In this series we look back into the year 2013 by reviewing an album from this year every other week.

To talk about the fifteenth album by Norwegian band Darkthrone, a short excursion into the past helps to establish the context. After they released their Blackened Metal Punk banger „Sardonic Wrath“ in 2004, the band signed a new contract with Peaceville Records. Between 2006 and 2010, Darkthrone released four albums that can predominantly be located somewhere within the musical realms of Crust Punk, Hardcore Punk, Black Metal, and that ineffable Darkthrone sound. Then, after the longest break between two full-length releases since the 1990s, something completely new emerged from the dark and frostbitten Norwegian woods – this is „The Underground Resistance“.
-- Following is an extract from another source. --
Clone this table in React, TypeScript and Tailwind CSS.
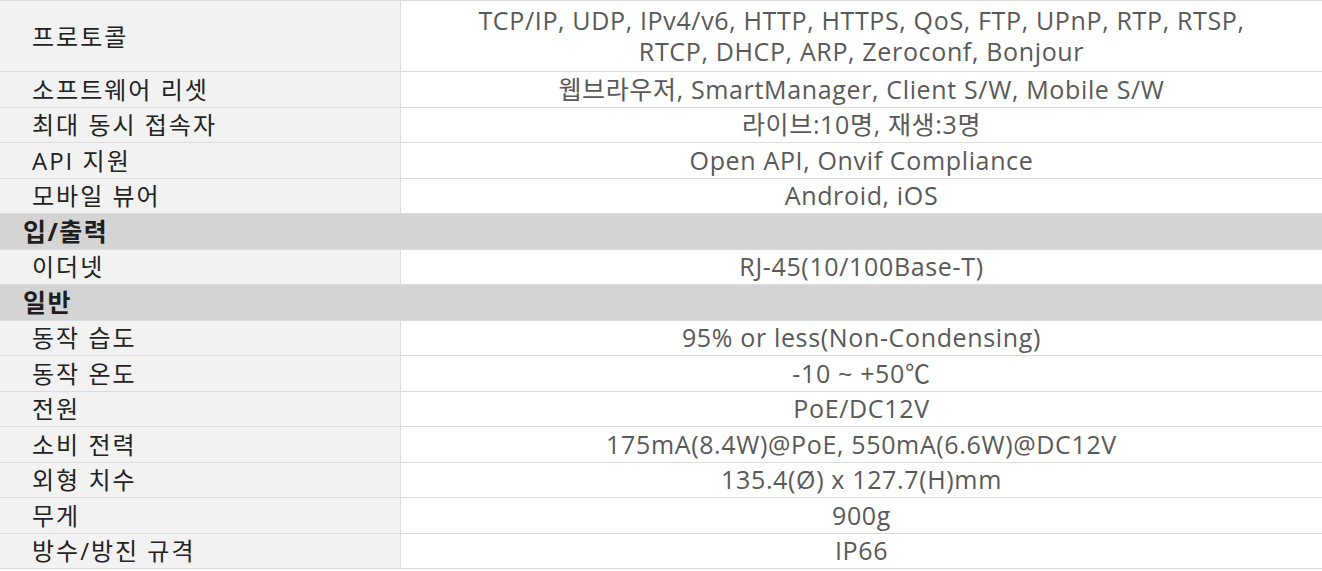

Die-hard fans may hate this album since it clearly marks the point when Nocturno Culto and Fenriz finally turned their back on „Transilvanian Hunger“-style Black Metal. Instead, they approached Heavy and Thrash Metal more than ever before which is why this album is often compared to King Diamond releases. And even though it might take two or three listening sessions, at some point one realizes how much fun the Norwegian duo must have heard when producing this forty-minute beast.

„The Underground Resistance“ is full of self-reflection and irony. By taking on themselves and on the Metal scene as a whole, Darkthrone have produced an honest and great Metal album. The track ‚Leave no Cross unturned‘ alone overshadows decades of blasphemous Black Metal.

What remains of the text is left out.